I remember making mental notes of the contradictions that didn’t seem to reflect my own reality. Miracles seemed to happen for everyone else but me. Before my teenage years, I use to pray that God would bless me by changing my physical self to match my attraction to the same gender. I remember praying before going to bed for what seemed like months. Finally, after many disappointing nights, my faith in miracles subsided.
I left the church and organized religion after heading to college. The Sunday Bible School mandate I had lived with for 18 years was over. But the bonds were still there. The extended family and sense of community had unknowingly impressed upon me morals and values. Even my sense of social justice, activism and community organizing were all based on the foundation my church and family provided.
It took a while for me to learn that my faith was never in doubt, just in a state of transition. My love for Jesus Christ had never wandered; it just took more of a spiritual path. I’ve learned that it’s okay to question translations of the Bible. It’s even okay for me to question the application of Christianity to my everyday relationship with God as a same-gender-loving man of African descent.
Through this constant questioning, I admit to loving Christianity more so today than ever. No more am I worried for the souls of billions who won’t know the joy of God because they haven’t been “saved.” I no longer pray for impractical miracles to make me whole.

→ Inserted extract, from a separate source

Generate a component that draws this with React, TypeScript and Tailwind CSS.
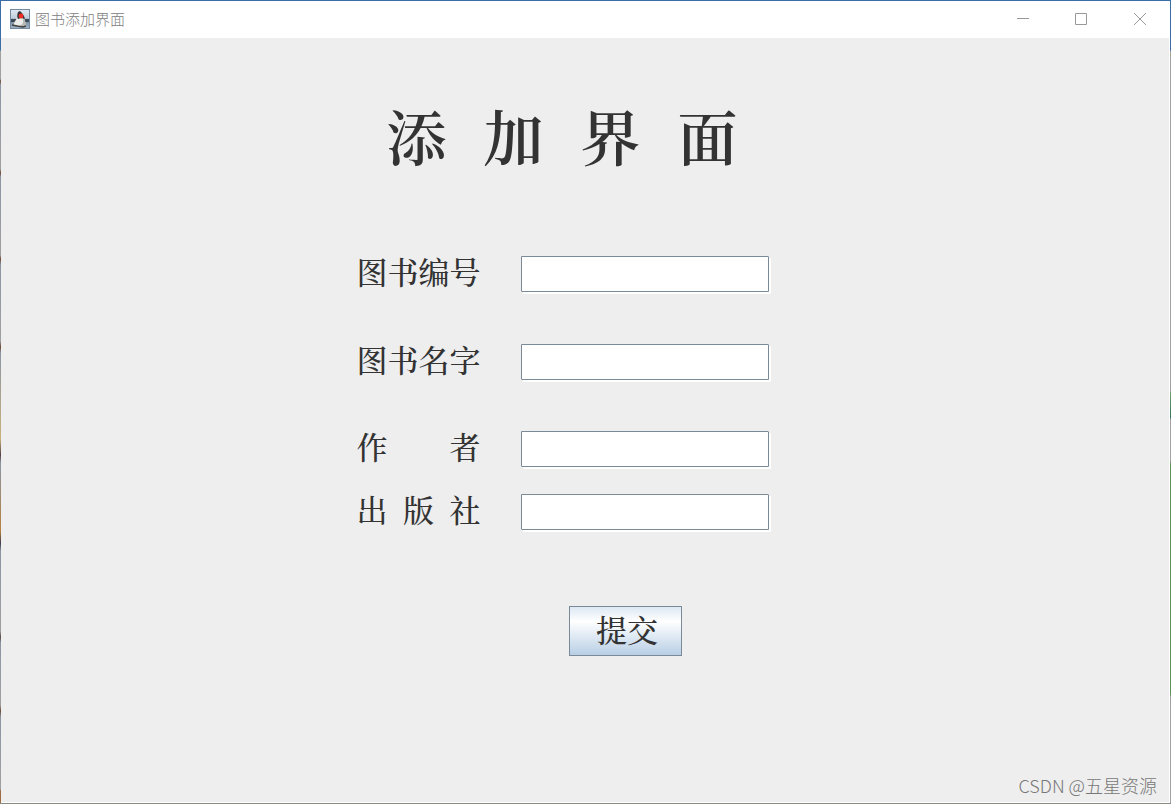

Today, I constantly seek God in every aspect of people by cherishing the person I see in the mirror. I know God is with me, and not some mythical deity hovering above. Hence, my faith has grown, and it has allowed me to embrace my full humanity, with all the nuances that make me unique to this earthly experience. I am a proud black, same-gender-loving man who knows that God is love. And He sure loves this flawed vessel.
(c) Johnny Jenkins Jr.
5.29.2008
Faith in Transition
Labels:
african american,
baptist,
black,
black pride,
faith,
gay,
GLBT,
lesbian,
religion,
same-gender-loving,
sexuality
Subscribe to:
Posts (Atom)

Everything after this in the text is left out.